Your goal
Return each line that holds the word "with".

Records provided
━━━━━━━━
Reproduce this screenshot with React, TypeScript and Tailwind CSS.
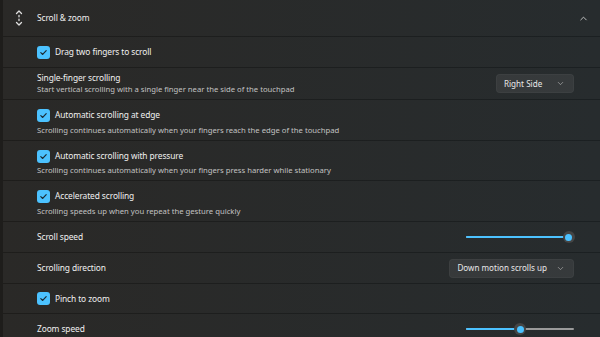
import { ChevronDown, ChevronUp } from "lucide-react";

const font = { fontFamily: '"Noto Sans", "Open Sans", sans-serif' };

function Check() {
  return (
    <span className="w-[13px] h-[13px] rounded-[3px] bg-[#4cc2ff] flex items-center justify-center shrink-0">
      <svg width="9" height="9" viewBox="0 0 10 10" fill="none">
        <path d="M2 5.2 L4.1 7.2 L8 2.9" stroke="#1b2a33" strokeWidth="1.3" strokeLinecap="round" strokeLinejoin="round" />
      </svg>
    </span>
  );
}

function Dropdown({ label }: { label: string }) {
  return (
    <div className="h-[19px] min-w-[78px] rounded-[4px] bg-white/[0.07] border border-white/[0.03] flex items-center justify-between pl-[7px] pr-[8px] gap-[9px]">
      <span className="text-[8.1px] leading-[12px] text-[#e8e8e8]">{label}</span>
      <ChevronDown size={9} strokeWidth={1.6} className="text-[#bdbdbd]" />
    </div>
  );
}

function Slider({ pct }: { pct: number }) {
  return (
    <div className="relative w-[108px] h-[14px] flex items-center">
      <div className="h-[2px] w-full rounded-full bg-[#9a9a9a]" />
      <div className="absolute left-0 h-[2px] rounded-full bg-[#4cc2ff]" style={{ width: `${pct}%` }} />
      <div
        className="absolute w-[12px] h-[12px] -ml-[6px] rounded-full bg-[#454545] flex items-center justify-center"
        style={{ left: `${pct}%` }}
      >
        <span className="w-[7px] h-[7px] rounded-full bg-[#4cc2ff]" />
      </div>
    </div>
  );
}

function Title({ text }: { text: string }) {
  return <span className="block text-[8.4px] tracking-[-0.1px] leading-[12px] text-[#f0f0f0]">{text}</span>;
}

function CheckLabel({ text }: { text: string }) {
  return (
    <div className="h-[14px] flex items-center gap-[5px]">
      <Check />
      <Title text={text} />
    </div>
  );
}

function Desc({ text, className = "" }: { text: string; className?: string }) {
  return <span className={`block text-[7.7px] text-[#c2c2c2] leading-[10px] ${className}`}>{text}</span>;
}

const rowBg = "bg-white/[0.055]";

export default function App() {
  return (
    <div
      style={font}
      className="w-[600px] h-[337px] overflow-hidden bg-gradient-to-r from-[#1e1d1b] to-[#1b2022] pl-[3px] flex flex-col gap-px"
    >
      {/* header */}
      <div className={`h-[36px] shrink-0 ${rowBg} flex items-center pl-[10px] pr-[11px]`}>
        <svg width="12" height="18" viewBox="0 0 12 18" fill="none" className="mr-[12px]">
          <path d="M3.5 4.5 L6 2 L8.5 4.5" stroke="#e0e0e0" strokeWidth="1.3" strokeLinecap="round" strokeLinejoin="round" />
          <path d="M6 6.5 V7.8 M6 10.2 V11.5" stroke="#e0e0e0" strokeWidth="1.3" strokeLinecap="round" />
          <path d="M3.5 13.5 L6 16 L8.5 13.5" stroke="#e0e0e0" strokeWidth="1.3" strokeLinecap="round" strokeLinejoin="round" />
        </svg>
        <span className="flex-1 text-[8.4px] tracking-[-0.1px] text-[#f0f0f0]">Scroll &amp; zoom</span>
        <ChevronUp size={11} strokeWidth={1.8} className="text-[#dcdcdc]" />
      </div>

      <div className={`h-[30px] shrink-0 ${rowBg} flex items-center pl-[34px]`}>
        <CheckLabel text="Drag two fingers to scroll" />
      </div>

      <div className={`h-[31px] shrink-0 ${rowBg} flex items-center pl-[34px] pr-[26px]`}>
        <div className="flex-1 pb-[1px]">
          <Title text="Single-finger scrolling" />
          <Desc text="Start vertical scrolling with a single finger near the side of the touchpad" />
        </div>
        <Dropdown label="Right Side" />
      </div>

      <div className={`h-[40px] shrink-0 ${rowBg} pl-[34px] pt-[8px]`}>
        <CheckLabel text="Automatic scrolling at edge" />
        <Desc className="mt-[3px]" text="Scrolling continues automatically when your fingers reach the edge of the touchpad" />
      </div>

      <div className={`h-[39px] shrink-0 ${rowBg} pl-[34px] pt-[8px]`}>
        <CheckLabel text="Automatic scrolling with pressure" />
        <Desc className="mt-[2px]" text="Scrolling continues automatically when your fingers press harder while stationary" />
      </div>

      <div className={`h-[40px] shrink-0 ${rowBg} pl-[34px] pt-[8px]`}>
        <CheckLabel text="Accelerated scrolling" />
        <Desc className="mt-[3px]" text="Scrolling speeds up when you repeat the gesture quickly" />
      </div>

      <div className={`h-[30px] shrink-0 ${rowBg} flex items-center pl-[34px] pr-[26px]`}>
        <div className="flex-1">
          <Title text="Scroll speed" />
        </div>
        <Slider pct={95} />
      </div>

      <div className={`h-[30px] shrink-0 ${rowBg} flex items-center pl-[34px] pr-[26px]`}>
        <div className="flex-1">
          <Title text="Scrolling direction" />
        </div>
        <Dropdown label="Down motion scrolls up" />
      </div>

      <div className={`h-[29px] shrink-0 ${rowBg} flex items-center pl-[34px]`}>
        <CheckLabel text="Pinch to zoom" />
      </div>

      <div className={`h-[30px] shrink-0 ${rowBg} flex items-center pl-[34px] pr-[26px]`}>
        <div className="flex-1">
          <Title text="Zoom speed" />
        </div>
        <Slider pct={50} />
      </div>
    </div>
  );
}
━━━━━━━━
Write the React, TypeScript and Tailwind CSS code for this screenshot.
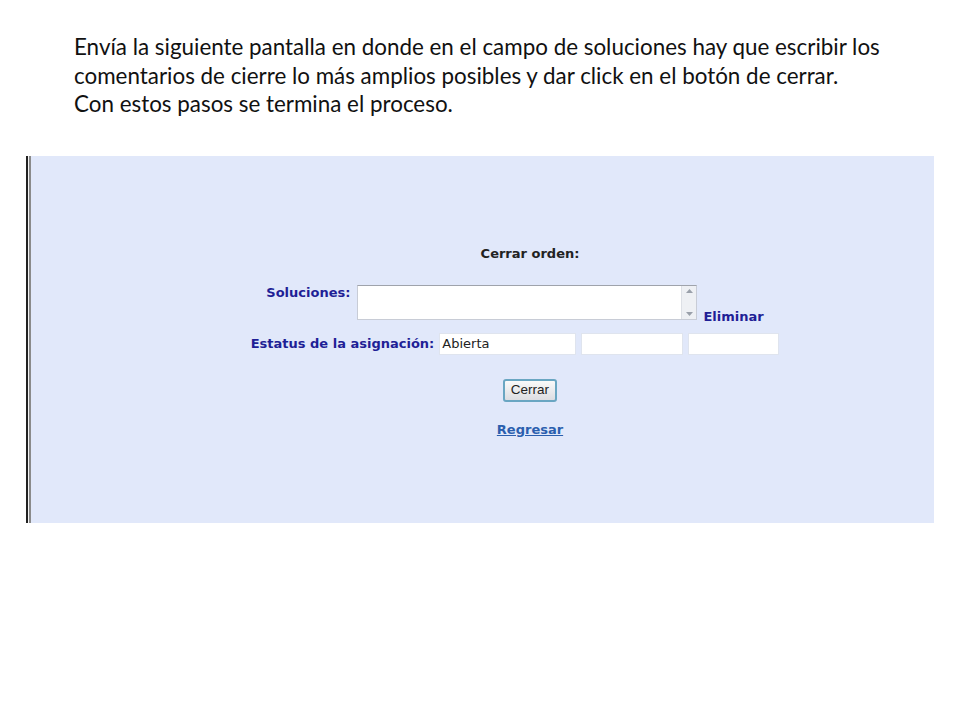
━━━━━━━━
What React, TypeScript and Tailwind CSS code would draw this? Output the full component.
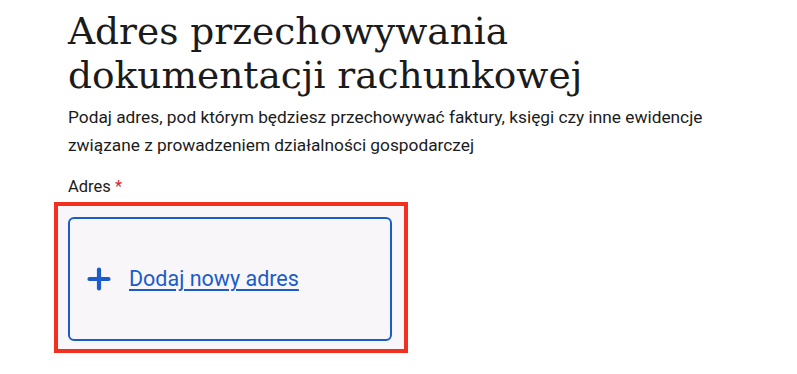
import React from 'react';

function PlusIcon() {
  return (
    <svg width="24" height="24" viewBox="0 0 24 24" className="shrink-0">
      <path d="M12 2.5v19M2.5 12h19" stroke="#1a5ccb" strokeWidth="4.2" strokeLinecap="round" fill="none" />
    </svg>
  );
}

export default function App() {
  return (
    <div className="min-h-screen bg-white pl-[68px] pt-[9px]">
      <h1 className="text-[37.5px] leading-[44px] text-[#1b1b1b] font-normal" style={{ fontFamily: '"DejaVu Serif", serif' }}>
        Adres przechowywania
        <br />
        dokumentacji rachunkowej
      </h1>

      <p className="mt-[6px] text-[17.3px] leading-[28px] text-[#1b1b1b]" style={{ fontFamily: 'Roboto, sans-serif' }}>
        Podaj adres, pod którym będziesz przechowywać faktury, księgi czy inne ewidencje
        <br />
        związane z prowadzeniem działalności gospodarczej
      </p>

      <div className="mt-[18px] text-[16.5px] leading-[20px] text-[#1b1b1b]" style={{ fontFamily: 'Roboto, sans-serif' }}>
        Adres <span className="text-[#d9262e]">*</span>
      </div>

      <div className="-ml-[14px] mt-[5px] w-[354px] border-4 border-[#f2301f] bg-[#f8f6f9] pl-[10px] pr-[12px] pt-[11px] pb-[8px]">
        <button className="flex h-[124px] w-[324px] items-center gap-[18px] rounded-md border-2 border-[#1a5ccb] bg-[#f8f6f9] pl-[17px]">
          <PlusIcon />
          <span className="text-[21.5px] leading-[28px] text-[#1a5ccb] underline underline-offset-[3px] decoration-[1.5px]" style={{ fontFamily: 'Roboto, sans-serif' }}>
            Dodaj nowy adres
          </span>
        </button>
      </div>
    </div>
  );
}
━━━━━━━━
Task solution
Reproduce this screenshot with React, TypeScript and Tailwind CSS.
          <Desc text="Start vertical scrolling with a single finger near the side of the touchpad" />
        <CheckLabel text="Automatic scrolling with pressure" />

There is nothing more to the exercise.